High School Counselor Stephanie Oliver has talked to cyberbullying victims in the past. She does not believe it is feasible to prevent cyberbullying, but she thinks ASL could work towards creating a culture of nonviolence. “With regular bullying I feel like there has to be a power differential, but with cyberbullying it doesn’t really have to do with power imbalance. It doesn’t have to be a long standing pattern,” she said. “It’s permanent. You can’t necessarily get rid of it and it follows you around.”
Oliver believes that anytime there is an online community, issues of cyberbullying will arise. “Any joking around at someone else’s expense needs to be reflected upon,” Oliver said. “You need to ask yourself, is this something I am doing to make myself feel better or put someone down? It especially needs to be addressed on the Internet because there is no facial expression. There is too much room for interpretation.”
Similarly, Marchese said, “I think there is a lot of grey area.
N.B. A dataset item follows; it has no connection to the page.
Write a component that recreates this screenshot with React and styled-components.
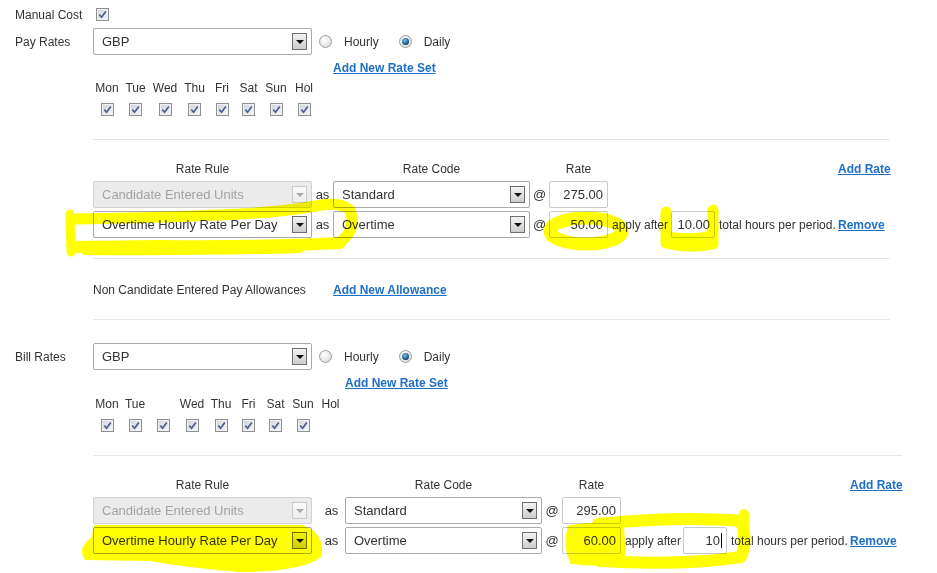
import styled, { createGlobalStyle } from "styled-components"

const GlobalStyle = createGlobalStyle`
  body {
    margin: 0;
    background: #fff;
  }
  * {
    box-sizing: border-box;
  }
`;

const Page = styled.div`
  position: relative;
  width: 937px;
  height: 573px;
  overflow: hidden;
  padding: 7px 0 0 15px;
  background: #fff;
  font-family: "Liberation Sans", Arial, sans-serif;
  font-size: 12px;
  color: #333;
`;

const FieldRow = styled.div`
  display: flex;
  align-items: center;
  height: ${p => p.$h || 14}px;
  margin-top: ${p => p.$mt || 0}px;
`;

const Label = styled.div`
  width: 78px;
  flex: none;
  line-height: 14px;
`;

const CheckBox = styled.span`
  display: inline-flex;
  align-items: center;
  justify-content: center;
  width: 13px;
  height: 13px;
  margin-left: ${p => p.$ml || 0}px;
  border: 1px solid #8e8f8f;
  background: linear-gradient(135deg, #cfd3d8, #f6f7f8);
  box-shadow: inset 0 0 0 1px #eef0f2;
`;

const SelectBox = styled.div`
  display: flex;
  align-items: center;
  width: ${p => p.$w}px;
  height: 27px;
  flex: none;
  padding-left: 8px;
  border: 1px solid ${p => (p.$disabled ? "#d2d2d2" : "#a9a9a9")};
  border-radius: 2px;
  background: ${p => (p.$disabled ? "#ebebeb" : "#fff")};
  color: ${p => (p.$disabled ? "#a3a3a3" : "#333")};
  font-size: 13px;
`;

const DropButton = styled.span`
  display: flex;
  align-items: center;
  justify-content: center;
  width: 15px;
  height: 17px;
  margin-left: auto;
  margin-right: 4px;
  border: 1px solid ${p => (p.$disabled ? "#c9c9c9" : "#6f6f6f")};
  background: ${p =>
    p.$disabled
      ? "linear-gradient(#fafafa, #ececec)"
      : "linear-gradient(#f3f3f3, #cdcdcd)"};

  &::after {
    content: "";
    border-left: 4px solid transparent;
    border-right: 4px solid transparent;
    border-top: 4px solid ${p => (p.$disabled ? "#a8a8a8" : "#111")};
  }
`;

const RadioGroup = styled.div`
  display: flex;
  align-items: center;
  margin-left: 7px;
`;

const RadioDot = styled.span`
  display: flex;
  align-items: center;
  justify-content: center;
  width: 13px;
  height: 13px;
  border-radius: 50%;
  border: 1px solid #9c9c9c;
  background: radial-gradient(circle at 40% 35%, #ffffff, #d4d4d4);

  &::after {
    content: "";
    display: ${p => (p.$checked ? "block" : "none")};
    width: 7px;
    height: 7px;
    border-radius: 50%;
    background: radial-gradient(circle at 40% 35%, #7cc0ea, #0f4a7a 70%);
  }
`;

const RadioText = styled.span`
  margin: 0 20px 0 12px;
`;

const Link = styled.a`
  color: #1f6fc6;
  font-weight: bold;
  text-decoration: underline;
  cursor: pointer;
`;

const LinkRow = styled.div`
  line-height: 14px;
  margin-top: ${p => p.$mt}px;
  padding-left: ${p => p.$pl}px;
`;

const DayGrid = styled.div`
  display: grid;
  grid-template-columns: ${p => p.$cols};
  row-gap: 8px;
  justify-items: center;
  align-items: center;
  margin: ${p => p.$mt}px 0 0 78px;
  line-height: 14px;
`;

const Divider = styled.div`
  width: ${p => p.$w}px;
  height: 1px;
  margin: ${p => p.$mt}px 0 0 78px;
  background: #e6e6e6;
`;

const RateGrid = styled.div`
  display: grid;
  grid-template-columns: 219px ${p => p.$as}px 197px ${p => p.$at}px 59px ${p => p.$apply}px 44px ${p => p.$total}px auto;
  row-gap: 3px;
  align-items: center;
  margin: ${p => p.$mt}px 0 0 78px;
`;

const Head = styled.div`
  grid-column: ${p => p.$col};
  line-height: 14px;
  margin-bottom: 2px;
  text-align: ${p => (p.$left ? "left" : "center")};
`;

const Joiner = styled.span`
  text-align: center;
  font-size: 13px;
  padding-left: ${p => p.$pl || 0}px;
`;

const RateInput = styled.div`
  display: flex;
  align-items: center;
  justify-content: flex-end;
  height: 27px;
  padding-right: 4px;
  border: 1px solid #c9c9c9;
  border-radius: 2px;
  background: #fff;
  font-size: 13px;
  color: #333;
`;

const Caret = styled.span`
  width: 1px;
  height: 15px;
  margin-left: 1px;
  background: #000;
`;

const Note = styled.span`
  padding-left: 4px;
  white-space: nowrap;
`;

const AllowanceRow = styled.div`
  display: flex;
  line-height: 14px;
  margin: 24px 0 0 78px;

  span {
    width: 240px;
  }
`;

const Overlay = styled.svg`
  position: absolute;
  left: 0;
  top: 0;
  pointer-events: none;
  mix-blend-mode: multiply;
`;

const Tick = () => (
  <svg width="9" height="9" viewBox="0 0 9 9">
    <path d="M1.3 4.6 L3.6 7.2 L7.8 1.4" stroke="#4b5d8f" strokeWidth="1.7" fill="none" />
  </svg>
);

const Select = ({ w, value, disabled }) => (
  <SelectBox $w={w} $disabled={disabled}>
    {value}
    <DropButton $disabled={disabled} />
  </SelectBox>
);

const RatesBlock = ({ title, mt, linkMt, dayMt, dayCols, days, checks, t }) => (
  <>
    <FieldRow $h={27} $mt={mt}>
      <Label>{title}</Label>
      <Select w={219} value="GBP" />
      <RadioGroup>
        <RadioDot />
        <RadioText>Hourly</RadioText>
        <RadioDot $checked />
        <RadioText>Daily</RadioText>
      </RadioGroup>
    </FieldRow>
    <LinkRow $mt={linkMt} $pl={78 + 219 + t.as}>
      <Link>Add New Rate Set</Link>
    </LinkRow>
    <DayGrid $cols={dayCols} $mt={dayMt}>
      {days.map((d, i) => (
        <span key={"d" + i}>{d}</span>
      ))}
      {Array.from({ length: checks }).map((_, i) => (
        <CheckBox key={"c" + i}>
          <Tick />
        </CheckBox>
      ))}
    </DayGrid>
    <Divider $w={t.line} $mt={23} />
    <RateGrid $as={t.as} $at={t.at} $apply={t.apply} $total={t.total} $mt={22}>
      <Head $col={1}>Rate Rule</Head>
      <Head $col={3}>Rate Code</Head>
      <Head $col={5}>Rate</Head>
      <Head $col={9} $left>
        <Link>Add Rate</Link>
      </Head>

      <Select w={219} value="Candidate Entered Units" disabled />
      <Joiner $pl={t.asPad}>as</Joiner>
      <Select w={197} value="Standard" />
      <Joiner>@</Joiner>
      <RateInput>{t.base}</RateInput>
      <span />
      <span />
      <span />
      <span />

      <Select w={219} value="Overtime Hourly Rate Per Day" />
      <Joiner $pl={t.asPad}>as</Joiner>
      <Select w={197} value="Overtime" />
      <Joiner>@</Joiner>
      <RateInput>{t.over}</RateInput>
      <Note>apply after</Note>
      <RateInput>
        {t.after}
        {t.caret && <Caret />}
      </RateInput>
      <Note>total hours per period.</Note>
      <Link>Remove</Link>
    </RateGrid>
  </>
);

const payTable = { as: 21, asPad: 0, at: 19, apply: 63, total: 123, line: 797, base: "275.00", over: "50.00", after: "10.00" };
const billTable = { as: 33, asPad: 6, at: 20, apply: 62, total: 123, line: 809, base: "295.00", over: "60.00", after: "10", caret: true };

const Highlights = () => (
  <Overlay width="937" height="573" viewBox="0 0 937 573">
    <g fill="none" stroke="#ffff00" strokeLinecap="round" strokeLinejoin="round">
      <path strokeWidth="9" d="M71 252 L70 214" />
      <path strokeWidth="11" d="M76 219 Q160 218 240 214 Q290 211 315 206 Q340 201 350 210 Q357 230 340 242" />
      <path strokeWidth="12" d="M340 243 Q260 247 160 246 L74 247" />
      <path strokeWidth="6" d="M85 252 Q200 253 300 250" />
      <ellipse strokeWidth="13" cx="586" cy="231" rx="36" ry="13" />
      <path strokeWidth="11" d="M666 212 L666 243 Q690 249 713 244 L713 210" />
      <path strokeWidth="9" d="M668 236 Q690 240 710 235" />
      <path strokeWidth="12" d="M598 524 Q680 516 741 521 Q748 540 741 557 Q680 566 600 561" />
      <path strokeWidth="10" d="M743 552 L744 514" />
    </g>
    <g fill="#ffff00" stroke="#ffff00" strokeWidth="4" strokeLinejoin="round">
      <path d="M96 527 L302 527 Q322 534 320 555 Q302 570 240 570 Q190 566 150 559 L86 558 Q80 548 93 539 Z" />
      <path d="M570 527 Q600 522 622 527 L624 560 Q600 566 572 562 Q564 545 570 527 Z" />
    </g>
  </Overlay>
);

const App = () => {
  return (
    <Page>
      <GlobalStyle />
      <FieldRow $h={15}>
        <Label>Manual Cost</Label>
        <CheckBox $ml={3}>
          <Tick />
        </CheckBox>
      </FieldRow>

      <RatesBlock
        title="Pay Rates"
        mt={6}
        linkMt={6}
        dayMt={6}
        dayCols="28px 29px 30px 29px 26px 27px 28px 28px"
        days={["Mon", "Tue", "Wed", "Thu", "Fri", "Sat", "Sun", "Hol"]}
        checks={8}
        t={payTable}
      />

      <Divider $w={797} $mt={20} />
      <AllowanceRow>
        <span>Non Candidate Entered Pay Allowances</span>
        <Link>Add New Allowance</Link>
      </AllowanceRow>
      <Divider $w={797} $mt={22} />

      <RatesBlock
        title="Bill Rates"
        mt={23}
        linkMt={6}
        dayMt={7}
        dayCols="28px 28px 28px 30px 28px 27px 27px 28px 27px"
        days={["Mon", "Tue", "", "Wed", "Thu", "Fri", "Sat", "Sun", "Hol"]}
        checks={8}
        t={billTable}
      />

      <Highlights />
    </Page>
  )
}

export default App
The only way to know if you have crossed that line [between joking and cyberbullying] is to ask the person. If you wouldn’t say it to their face, don’t say it online. I think that certainly there are people who are victims of cyberbullying consistently. I don’t think it’s worse here than anywhere else; I think it’s a societal problem.”
Mitchell said that it is hard to see someone in person who has said hurtful things to you over the internet or through a phone. “It’s often odd to see the person. You’ve read the mean things that they’ve written but have never actually heard anything like that come out of their mouth. Do they not realize the effect they have, or are they cowardly?” she said. “Cyberbullying doesn’t allow for the bullies to see the impact they make, which means they feel more empowered and able to continue bullying through technology.”